Already this morning I have made a date with a 26 year old that I met online at OKCupid... I figure what the heck.
I don't feel like I'm 46 so I might as well go on a date with someone younger than me.
Yesterday I decided to let go of the anger I felt towards my friend John. I reached out and let him know it too.. I had a sense of relief and sadness but I do feel a lot better... I think the best gift I can give to people is to forgive (I don't know if that's the correct word for this situation) and give them the gift of letting their burdens go as well.
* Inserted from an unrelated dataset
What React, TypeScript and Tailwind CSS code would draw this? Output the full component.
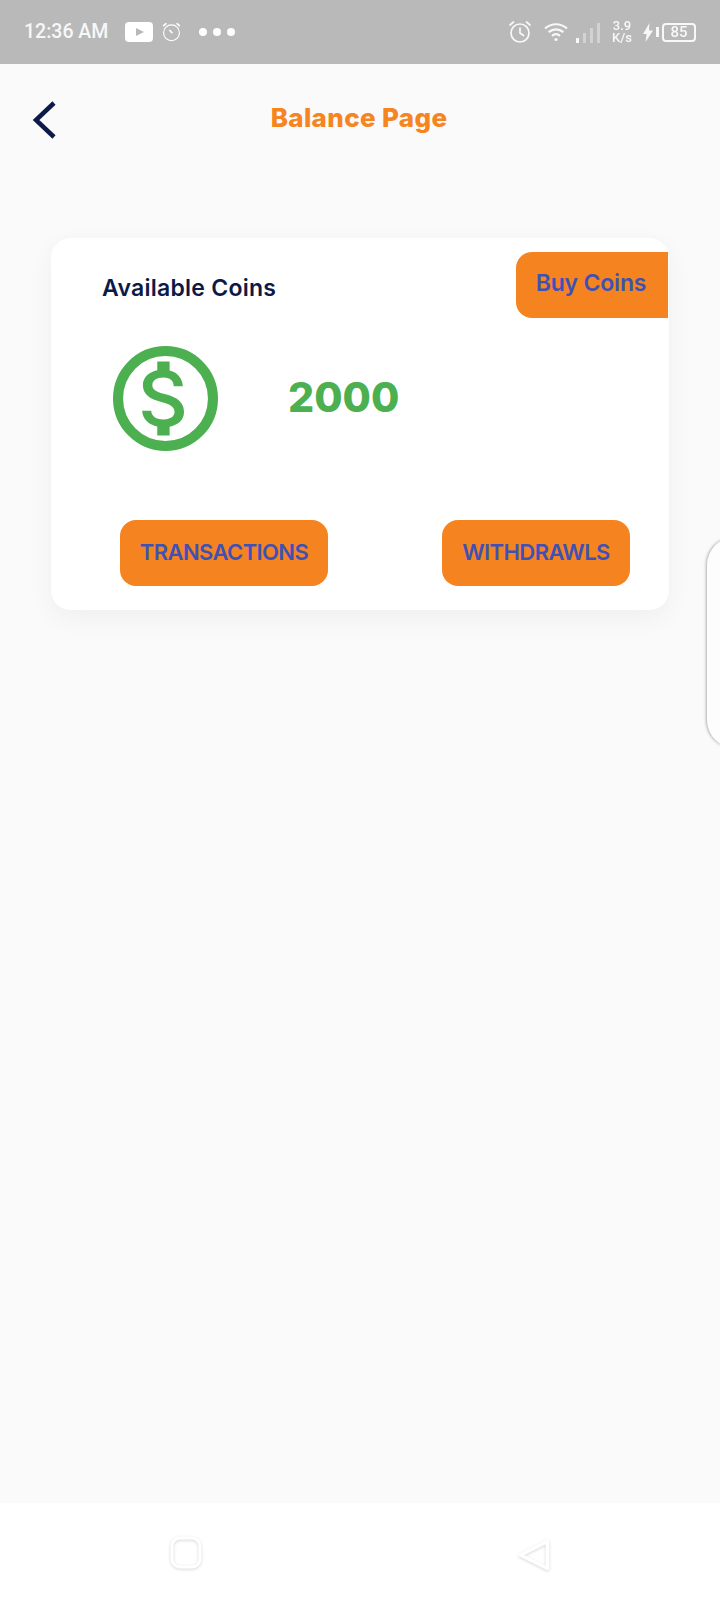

The lowdown is that he started seeing someone else and didn't know how to tell me... the solution on his part was avoidance of me which hurt me the most. I would hope that by showing kindness and forgiveness to him that I can move on as a better person and that he can experience healing and growth as well.
What I have learned is that you need to communicate clearly what you want, what you are willing to accept from someone else and be specific - spell it out. I will no longer be "okay with things" if I don't know what exactly those "things" are.
I can't be one of those people who just gets rid of friends when they hurt me... I hope that I am a much better person and friend as a result of this.
Today I was going to jump in Lake Washington for the Polar Bear Plunge but my cold has not cleared up enough... I think I will clean up my place, take down my tree, and then maybe go for a walk around Greenlake.
2014 is going to be a good year.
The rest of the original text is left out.